* _What to do_: Provide a single number: the count of lines containing the string "React".

** Begin Provided material **

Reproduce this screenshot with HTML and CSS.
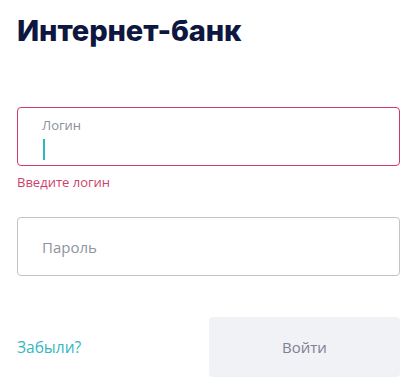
FILE: index.html
```html
<!DOCTYPE html>
<html lang="ru">
<head>
    <meta charset="UTF-8">
    <meta name="viewport" content="width=device-width, initial-scale=1.0">
    <title>Интернет-банк</title>
    <link rel="stylesheet" href="styles.css">
</head>
<body>
    <div class="login-form">
        <h1 class="form-title">Интернет-банк</h1>

        <div class="field field-error">
            <label class="field-label">Логин</label>
            <span class="caret"></span>
        </div>
        <div class="error-text">Введите логин</div>

        <div class="field">
            <span class="placeholder">Пароль</span>
        </div>

        <div class="form-actions">
            <a href="#" class="forgot-link">Забыли?</a>
            <button class="submit-button">Войти</button>
        </div>
    </div>
</body>
</html>
```

FILE: styles.css
```css
body {
    margin: 0;
    font-family: "Open Sans", "Noto Sans", Arial, sans-serif;
    background-color: #ffffff;
    color: #333;
}

.login-form {
    width: 383px;
    padding: 0 0 0 17px;
}

.form-title {
    font-family: Inter, "Noto Sans", sans-serif;
    font-weight: 800;
    font-size: 29px;
    line-height: 36px;
    color: #0e1740;
    margin: 13px 0 58px;
    letter-spacing: -0.1px;
}

.field {
    box-sizing: border-box;
    height: 59px;
    border: 1px solid #c3c4cb;
    border-radius: 4px;
    padding: 0 24px;
    display: flex;
    flex-direction: column;
    justify-content: center;
}

.field-error {
    border-color: #cf3a6b;
    justify-content: flex-start;
    padding-top: 9px;
}

.field-label {
    font-size: 13px;
    line-height: 16px;
    color: #8b8f9c;
}

.caret {
    display: block;
    width: 1.5px;
    height: 21px;
    margin: 6px 0 0 1px;
    background-color: #2fb8bb;
}

.placeholder {
    font-size: 15px;
    color: #8e93a0;
}

.error-text {
    font-size: 13px;
    line-height: 16px;
    color: #cf3f6c;
    margin: 8px 0 27px;
}

.form-actions {
    display: flex;
    justify-content: space-between;
    align-items: center;
    margin-top: 41px;
}

.forgot-link {
    font-size: 15.5px;
    color: #36b7c0;
    text-decoration: none;
}

.submit-button {
    width: 191px;
    height: 60px;
    border: none;
    border-radius: 4px;
    background-color: #f1f2f6;
    color: #7d8190;
    font-family: inherit;
    font-size: 15px;
    cursor: pointer;
}
```
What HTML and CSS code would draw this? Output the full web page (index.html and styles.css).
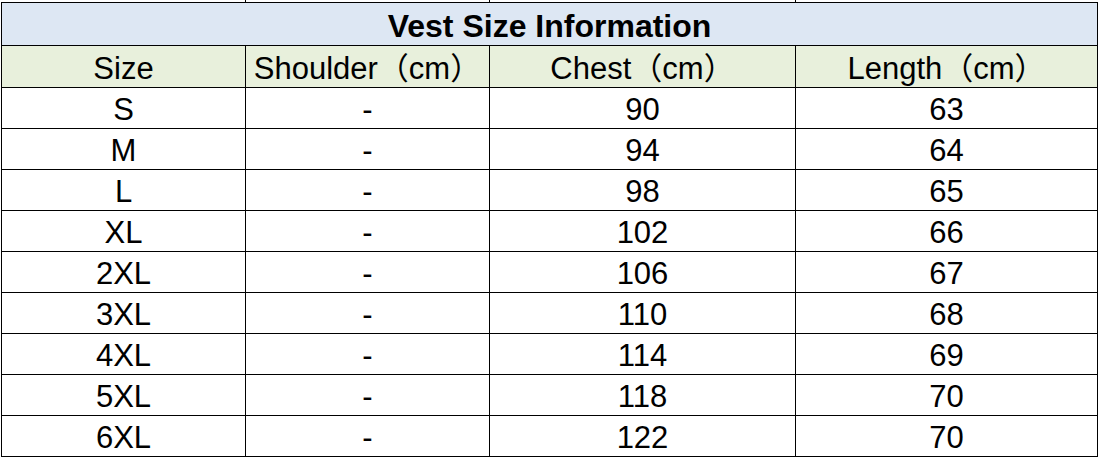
FILE: index.html
```html
<!DOCTYPE html>
<html>
<head>
<meta charset="utf-8">
<link rel="stylesheet" href="styles.css">
</head>
<body>
<table class="sheet">
  <colgroup>
    <col class="c1"><col class="c2"><col class="c3"><col class="c4">
  </colgroup>
  <tr class="stub"><td></td><td></td><td></td><td></td></tr>
  <tr class="title"><td colspan="4">Vest Size Information</td></tr>
  <tr class="head"><td>Size</td><td>Shoulder（cm）</td><td>Chest（cm）</td><td>Length（cm）</td></tr>
  <tr><td>S</td><td>-</td><td>90</td><td>63</td></tr>
  <tr><td>M</td><td>-</td><td>94</td><td>64</td></tr>
  <tr><td>L</td><td>-</td><td>98</td><td>65</td></tr>
  <tr><td>XL</td><td>-</td><td>102</td><td>66</td></tr>
  <tr><td>2XL</td><td>-</td><td>106</td><td>67</td></tr>
  <tr><td>3XL</td><td>-</td><td>110</td><td>68</td></tr>
  <tr><td>4XL</td><td>-</td><td>114</td><td>69</td></tr>
  <tr><td>5XL</td><td>-</td><td>118</td><td>70</td></tr>
  <tr><td>6XL</td><td>-</td><td>122</td><td>70</td></tr>
</table>
</body>
</html>
```

FILE: styles.css
```css
html, body {
  margin: 0;
  padding: 0;
  background: #ffffff;
}
.sheet {
  margin-left: 1px;
  width: 1097px;
  border-collapse: collapse;
  table-layout: fixed;
  font-family: "Liberation Sans", Arial, "Noto Sans CJK SC", sans-serif;
  color: #000;
}
.c1 { width: 244px; }
.c2 { width: 244px; }
.c3 { width: 306px; }
.c4 { width: 302px; }
.sheet td {
  border: 1px solid #000;
  padding: 4px 0 0 0;
  height: 36px;
  text-align: center;
  vertical-align: middle;
  font-size: 31px;
  line-height: 34px;
  white-space: nowrap;
}
.sheet .stub td {
  height: 2px;
  padding: 0;
  line-height: 0;
  font-size: 0;
  border-top: none;
  border-left: none;
}
.sheet .stub td:last-child {
  border-right: none;
}
.sheet .title td {
  height: 39px;
  padding-top: 3px;
  background: #dde7f3;
  font-weight: bold;
  font-size: 32px;
}
.sheet .head td {
  height: 37px;
  background: #e8f0dc;
}
```
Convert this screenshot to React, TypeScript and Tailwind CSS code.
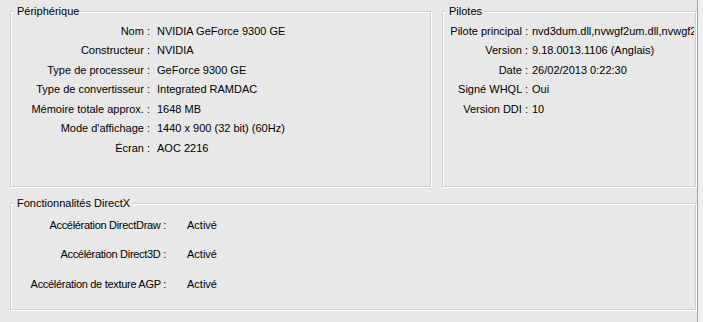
type Row = { label: string; value: string };

const device: Row[] = [
  { label: "Nom", value: "NVIDIA GeForce 9300 GE" },
  { label: "Constructeur", value: "NVIDIA" },
  { label: "Type de processeur", value: "GeForce 9300 GE" },
  { label: "Type de convertisseur", value: "Integrated RAMDAC" },
  { label: "Mémoire totale approx.", value: "1648 MB" },
  { label: "Mode d'affichage", value: "1440 x 900 (32 bit) (60Hz)" },
  { label: "Écran", value: "AOC 2216" },
];

const drivers: Row[] = [
  { label: "Pilote principal", value: "nvd3dum.dll,nvwgf2um.dll,nvwgf2um.dll" },
  { label: "Version", value: "9.18.0013.1106 (Anglais)" },
  { label: "Date", value: "26/02/2013 0:22:30" },
  { label: "Signé WHQL", value: "Oui" },
  { label: "Version DDI", value: "10" },
];

const directx: Row[] = [
  { label: "Accélération DirectDraw", value: "Activé" },
  { label: "Accélération Direct3D", value: "Activé" },
  { label: "Accélération de texture AGP", value: "Activé" },
];

function GroupBox({ title, className, children }: { title: string; className: string; children?: React.ReactNode }) {
  return (
    <div
      className={`relative shrink-0 border border-[#d0d0d0] shadow-[inset_1px_1px_0_#fff,1px_1px_0_#fff] ${className}`}
    >
      <span className="absolute left-[4px] top-[-8px] bg-[#e8e8e8] px-[2px] leading-[14px] whitespace-nowrap">
        {title}
      </span>
      {children}
    </div>
  );
}

function InfoRows({
  rows,
  labelClass,
  gap,
  rowHeight,
}: {
  rows: Row[];
  labelClass: string;
  gap: string;
  rowHeight: string;
}) {
  return (
    <div className="flex flex-col">
      {rows.map((row) => (
        <div key={row.label} className={`flex items-center overflow-hidden whitespace-nowrap ${rowHeight}`}>
          <span className={`shrink-0 text-right ${labelClass}`}>{row.label} :</span>
          <span className={gap}>{row.value}</span>
        </div>
      ))}
    </div>
  );
}

export default function App() {
  return (
    <div className="flex h-[322px] w-[703px] overflow-hidden bg-[#e8e8e8] font-['Liberation_Sans',Arial,sans-serif] text-[11px] text-black">
      <div className="flex flex-1 flex-col gap-[16px] pl-[10px] pt-[11px]">
        <div className="flex gap-[11px]">
          <GroupBox title="Périphérique" className="h-[176px] w-[421px] pt-[9px]">
            <InfoRows rows={device} labelClass="w-[139px]" gap="pl-[7px]" rowHeight="h-[19.5px]" />
          </GroupBox>
          <GroupBox title="Pilotes" className="h-[176px] w-[254px] pt-[9px]">
            <div className="overflow-hidden pr-[1px]">
              <InfoRows rows={drivers} labelClass="w-[85px]" gap="pl-[4px]" rowHeight="h-[19.5px]" />
            </div>
          </GroupBox>
        </div>
        <GroupBox title="Fonctionnalités DirectX" className="h-[107px] w-[686px] pt-[6px]">
          <InfoRows
            rows={directx}
            labelClass="w-[155px] tracking-[-0.3px]"
            gap="pl-[21px]"
            rowHeight="h-[29.5px]"
          />
        </GroupBox>
        <GroupBox title="Remarques" className="h-[80px] w-[686px]" />
      </div>
      <div className="w-[6px] shrink-0 border-l border-[#a0a0a0] bg-[#f0f0f0]" />
    </div>
  );
}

** End Provided material **

* _Solution to this exercise_: 2